Ela pontua ainda que o Plano Nacional de Educação determina que os municípios sejam responsáveis por universalizar o atendimento à pré-escola e que as metas não estão sendo cumpridas pela Prefeitura. “Assim, o fechamento de escola e de vagas é uma ação gravíssima, na contramão dos planos e das obrigações do município, que sequer cumpriu a universalização da pré-escola. O CME orientou, em seus pareceres, que o atendimento fosse em conformidade com a legislação. Não orientou atendimento em anexo nem diminuição de vagas, tampouco permite cessar atividades sem que seja observada a Resolução 17/2016”, diz.

Mães dizem que não há outra escola de educação infantil capaz de abrigar 50 novas vagas em turno integral | Foto: Maia Rubim/Sul21

Para onde irão as vagas?

Outro questionamento feito por mães e pelo próprio CME é sobre o local em que as novas vagas serão ofertadas. Pais dizem que, na verdade, sequer há escolas municipais capazes de oferecer essas vagas em turno integral nos bairros próximos. A creche conveniada Sagrada Família, que ficava na Cidade Baixa, fechou no início ano. Os outros jardins de praça e escolas municipais e conveniadas da região só atenderiam em meio turno.

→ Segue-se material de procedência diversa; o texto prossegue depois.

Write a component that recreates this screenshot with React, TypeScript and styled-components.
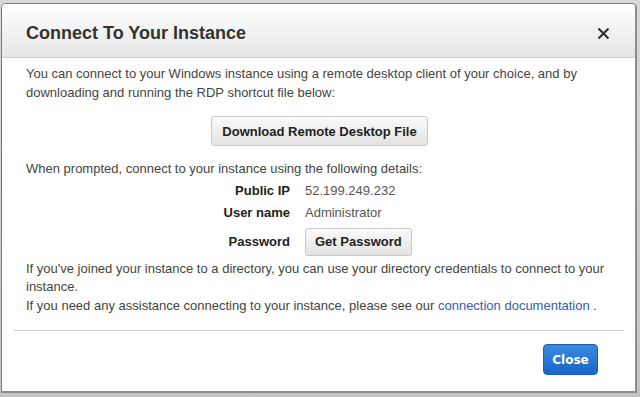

Cristine diz que não conhece nenhuma instituição que poderia abrigar as crianças. “A escola mais próxima que a gente tem conhecimento fica lá perto da Ipiranga. Essa promessa da Prefeitura de 50 vagas acho muito difícil. A única coisa que temos aqui são escolas particulares, e escola particular em turno integral é mil e quinhentos reais por aí, para mais. Então, se a Prefeitura não tem como regularizar o prédio, ou, se for questão de verba de aluguel, não condiz, porque que valor eles vão pagar para comprar vaga em escola particular? Bem estranho”, diz Cristiane.

Isabel também pondera que “não é do conhecimento deste CME que existam escolas de educação infantil públicas ou conveniadas no bairro Centro” e que não há informações sobre que estejam previstas parcerias público privadas com instituições no bairro.

A preocupação que fica para mães e pais é se conseguirão se organizar para o próximo ano diante das incertezas sobre a oferta de vagas em turno integral – e se é que elas existirão.